Direction |
Don't include pictures. Quote the lines below from the first through the line that contains "House, User, LogOut".

Provided data |
Begin

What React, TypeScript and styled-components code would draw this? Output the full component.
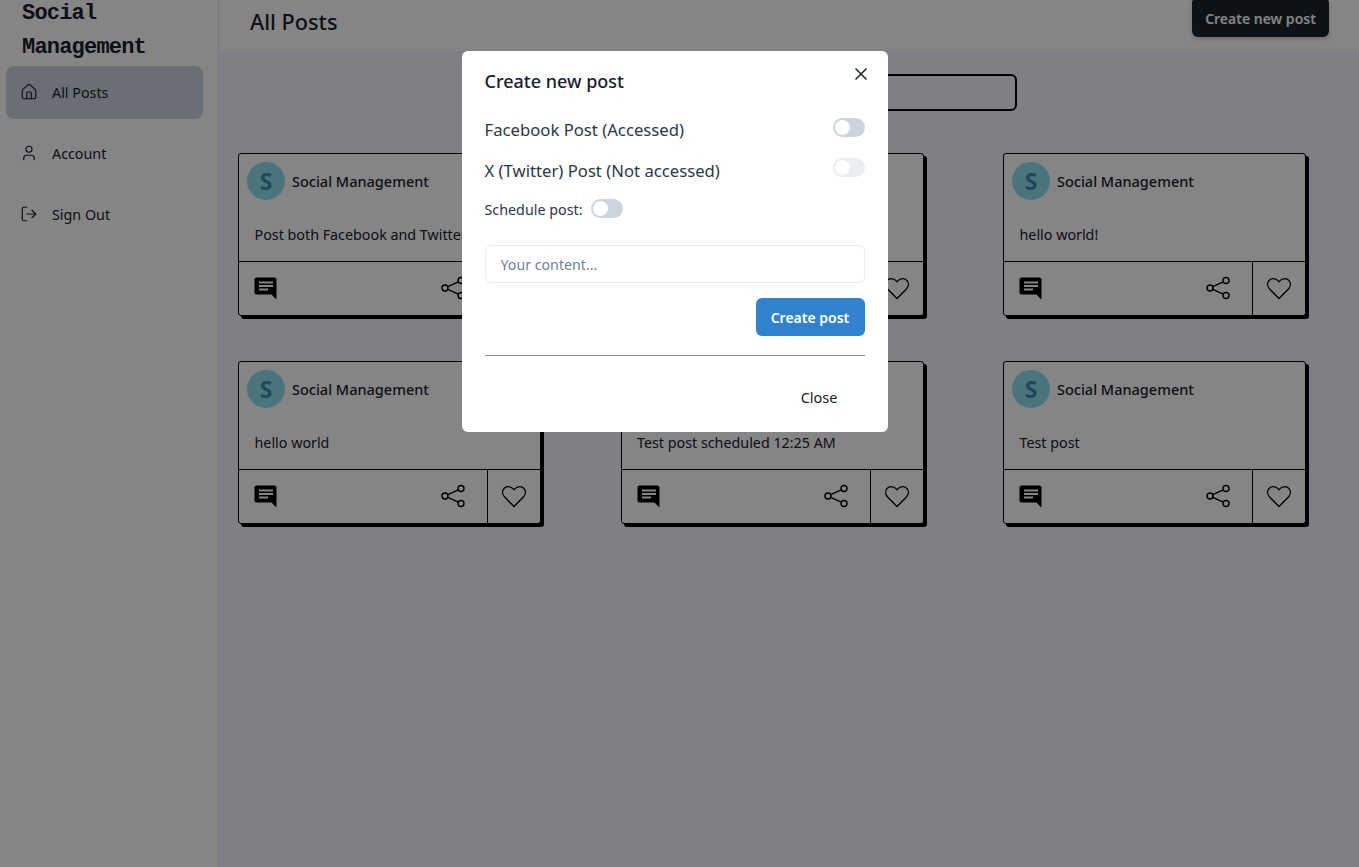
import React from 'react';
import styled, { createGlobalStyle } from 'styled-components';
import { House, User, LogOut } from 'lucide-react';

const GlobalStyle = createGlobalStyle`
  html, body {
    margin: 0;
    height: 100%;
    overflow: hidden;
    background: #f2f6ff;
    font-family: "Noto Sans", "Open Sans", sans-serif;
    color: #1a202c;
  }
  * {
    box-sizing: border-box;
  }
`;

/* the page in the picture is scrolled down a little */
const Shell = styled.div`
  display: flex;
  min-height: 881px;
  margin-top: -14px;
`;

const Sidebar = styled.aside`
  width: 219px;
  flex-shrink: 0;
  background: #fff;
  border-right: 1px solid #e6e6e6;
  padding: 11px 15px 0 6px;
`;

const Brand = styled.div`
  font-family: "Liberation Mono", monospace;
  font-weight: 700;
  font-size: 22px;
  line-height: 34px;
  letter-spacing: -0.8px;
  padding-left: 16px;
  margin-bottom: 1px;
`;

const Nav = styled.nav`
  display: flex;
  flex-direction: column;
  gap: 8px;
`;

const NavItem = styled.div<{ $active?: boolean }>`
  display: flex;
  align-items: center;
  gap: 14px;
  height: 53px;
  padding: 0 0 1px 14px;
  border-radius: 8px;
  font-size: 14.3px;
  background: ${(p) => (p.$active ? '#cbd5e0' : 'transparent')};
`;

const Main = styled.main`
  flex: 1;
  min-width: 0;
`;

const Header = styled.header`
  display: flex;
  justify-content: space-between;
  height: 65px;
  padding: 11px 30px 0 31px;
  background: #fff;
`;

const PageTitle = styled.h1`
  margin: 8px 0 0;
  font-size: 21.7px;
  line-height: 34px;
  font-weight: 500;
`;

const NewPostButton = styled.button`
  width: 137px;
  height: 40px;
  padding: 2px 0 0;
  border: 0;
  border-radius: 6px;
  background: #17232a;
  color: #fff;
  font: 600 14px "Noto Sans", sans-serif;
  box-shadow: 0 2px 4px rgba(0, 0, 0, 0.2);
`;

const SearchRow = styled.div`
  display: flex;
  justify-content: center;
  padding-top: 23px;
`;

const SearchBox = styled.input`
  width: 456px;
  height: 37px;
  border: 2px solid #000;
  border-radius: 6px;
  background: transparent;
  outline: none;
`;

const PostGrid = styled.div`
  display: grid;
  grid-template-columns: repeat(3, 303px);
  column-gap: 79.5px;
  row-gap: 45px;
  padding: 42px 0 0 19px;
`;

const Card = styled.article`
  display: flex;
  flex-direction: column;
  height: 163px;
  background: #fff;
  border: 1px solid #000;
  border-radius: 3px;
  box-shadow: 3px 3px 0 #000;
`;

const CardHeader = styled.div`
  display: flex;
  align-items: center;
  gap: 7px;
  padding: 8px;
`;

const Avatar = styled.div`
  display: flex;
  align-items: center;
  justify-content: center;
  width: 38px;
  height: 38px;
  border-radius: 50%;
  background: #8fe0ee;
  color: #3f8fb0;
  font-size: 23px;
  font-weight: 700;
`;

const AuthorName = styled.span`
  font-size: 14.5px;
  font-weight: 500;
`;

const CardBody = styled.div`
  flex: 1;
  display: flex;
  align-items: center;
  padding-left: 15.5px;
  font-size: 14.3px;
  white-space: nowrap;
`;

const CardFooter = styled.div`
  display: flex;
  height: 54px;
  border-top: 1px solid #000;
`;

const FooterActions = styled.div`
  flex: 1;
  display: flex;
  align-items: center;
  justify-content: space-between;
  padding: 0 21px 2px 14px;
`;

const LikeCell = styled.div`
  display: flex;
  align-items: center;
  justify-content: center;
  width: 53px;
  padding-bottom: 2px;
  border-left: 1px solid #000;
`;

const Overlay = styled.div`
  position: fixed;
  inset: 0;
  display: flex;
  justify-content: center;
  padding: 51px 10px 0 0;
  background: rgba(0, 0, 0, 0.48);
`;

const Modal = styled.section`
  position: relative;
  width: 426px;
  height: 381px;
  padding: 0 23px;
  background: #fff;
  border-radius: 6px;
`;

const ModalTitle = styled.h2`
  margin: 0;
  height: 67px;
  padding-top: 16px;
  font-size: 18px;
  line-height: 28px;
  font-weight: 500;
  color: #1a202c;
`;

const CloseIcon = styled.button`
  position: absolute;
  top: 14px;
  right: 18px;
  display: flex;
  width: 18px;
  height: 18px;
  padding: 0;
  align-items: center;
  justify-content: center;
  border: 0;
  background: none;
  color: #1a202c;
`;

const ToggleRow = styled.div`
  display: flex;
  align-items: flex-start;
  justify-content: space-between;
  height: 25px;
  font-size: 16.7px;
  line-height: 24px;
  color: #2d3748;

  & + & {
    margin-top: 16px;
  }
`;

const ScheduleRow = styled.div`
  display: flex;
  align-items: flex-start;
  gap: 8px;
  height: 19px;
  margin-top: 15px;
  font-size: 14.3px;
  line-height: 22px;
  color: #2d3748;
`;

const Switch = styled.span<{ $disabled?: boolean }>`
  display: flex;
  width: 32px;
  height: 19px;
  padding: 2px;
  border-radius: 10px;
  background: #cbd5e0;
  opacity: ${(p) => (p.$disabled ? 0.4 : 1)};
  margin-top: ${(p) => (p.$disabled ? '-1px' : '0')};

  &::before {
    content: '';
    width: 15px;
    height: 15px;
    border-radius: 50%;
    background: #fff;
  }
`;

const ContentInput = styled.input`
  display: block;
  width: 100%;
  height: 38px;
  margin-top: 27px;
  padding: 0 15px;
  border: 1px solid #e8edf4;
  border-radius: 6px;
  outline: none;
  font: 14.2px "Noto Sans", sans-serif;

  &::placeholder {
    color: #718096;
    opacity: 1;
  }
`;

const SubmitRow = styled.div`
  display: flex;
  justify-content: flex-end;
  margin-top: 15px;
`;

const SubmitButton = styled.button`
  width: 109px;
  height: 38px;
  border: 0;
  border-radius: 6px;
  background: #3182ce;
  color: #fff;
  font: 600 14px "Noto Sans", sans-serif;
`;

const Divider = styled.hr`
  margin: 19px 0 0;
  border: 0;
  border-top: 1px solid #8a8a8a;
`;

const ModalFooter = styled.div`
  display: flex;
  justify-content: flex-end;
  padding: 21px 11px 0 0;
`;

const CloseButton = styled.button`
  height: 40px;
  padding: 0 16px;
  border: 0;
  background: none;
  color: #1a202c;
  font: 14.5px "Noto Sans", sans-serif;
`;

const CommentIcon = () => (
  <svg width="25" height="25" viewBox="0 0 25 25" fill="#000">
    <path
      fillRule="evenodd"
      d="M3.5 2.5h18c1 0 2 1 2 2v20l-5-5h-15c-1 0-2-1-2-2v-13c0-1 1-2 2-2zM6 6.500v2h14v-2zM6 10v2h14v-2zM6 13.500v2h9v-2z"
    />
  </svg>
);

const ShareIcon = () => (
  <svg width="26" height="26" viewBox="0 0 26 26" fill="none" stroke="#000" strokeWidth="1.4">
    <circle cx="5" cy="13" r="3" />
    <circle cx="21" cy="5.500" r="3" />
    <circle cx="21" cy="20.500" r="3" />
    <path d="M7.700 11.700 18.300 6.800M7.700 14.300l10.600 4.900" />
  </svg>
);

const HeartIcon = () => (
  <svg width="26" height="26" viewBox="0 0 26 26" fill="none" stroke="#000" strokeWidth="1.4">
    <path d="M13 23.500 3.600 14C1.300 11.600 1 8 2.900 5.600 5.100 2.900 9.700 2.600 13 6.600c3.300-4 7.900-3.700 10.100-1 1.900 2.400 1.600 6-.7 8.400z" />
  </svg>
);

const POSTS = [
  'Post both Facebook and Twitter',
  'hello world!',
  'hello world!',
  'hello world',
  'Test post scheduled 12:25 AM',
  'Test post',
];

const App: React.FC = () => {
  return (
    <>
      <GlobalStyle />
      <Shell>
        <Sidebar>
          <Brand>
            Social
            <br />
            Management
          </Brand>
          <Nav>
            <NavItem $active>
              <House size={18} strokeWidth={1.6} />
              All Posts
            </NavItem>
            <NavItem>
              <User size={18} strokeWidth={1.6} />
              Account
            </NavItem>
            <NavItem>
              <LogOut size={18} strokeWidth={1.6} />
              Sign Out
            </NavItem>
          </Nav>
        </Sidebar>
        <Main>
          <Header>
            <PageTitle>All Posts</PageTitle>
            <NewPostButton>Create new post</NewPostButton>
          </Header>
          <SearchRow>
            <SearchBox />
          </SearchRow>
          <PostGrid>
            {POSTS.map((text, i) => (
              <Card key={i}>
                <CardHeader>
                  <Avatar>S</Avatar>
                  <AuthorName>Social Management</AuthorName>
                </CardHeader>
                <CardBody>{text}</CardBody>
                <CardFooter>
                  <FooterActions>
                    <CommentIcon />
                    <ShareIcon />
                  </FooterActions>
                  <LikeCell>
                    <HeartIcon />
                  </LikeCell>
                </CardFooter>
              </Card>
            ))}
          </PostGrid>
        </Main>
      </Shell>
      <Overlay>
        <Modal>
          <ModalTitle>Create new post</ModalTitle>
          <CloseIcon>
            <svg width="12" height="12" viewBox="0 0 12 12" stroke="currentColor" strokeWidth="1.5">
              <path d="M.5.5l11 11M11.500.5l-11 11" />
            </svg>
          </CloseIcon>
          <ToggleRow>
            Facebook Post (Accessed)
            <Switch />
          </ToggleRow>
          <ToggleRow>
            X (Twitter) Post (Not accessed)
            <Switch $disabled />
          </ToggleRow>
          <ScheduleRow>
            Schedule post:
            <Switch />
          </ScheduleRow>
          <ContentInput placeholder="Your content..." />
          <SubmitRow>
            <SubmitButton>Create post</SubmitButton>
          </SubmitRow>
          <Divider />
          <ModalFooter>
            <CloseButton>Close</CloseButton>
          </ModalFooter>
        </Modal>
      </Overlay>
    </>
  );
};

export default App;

End

Answer for the task |
What React, TypeScript and styled-components code would draw this? Output the full component.
import React from 'react';
import styled, { createGlobalStyle } from 'styled-components';
import { House, User, LogOut } from 'lucide-react';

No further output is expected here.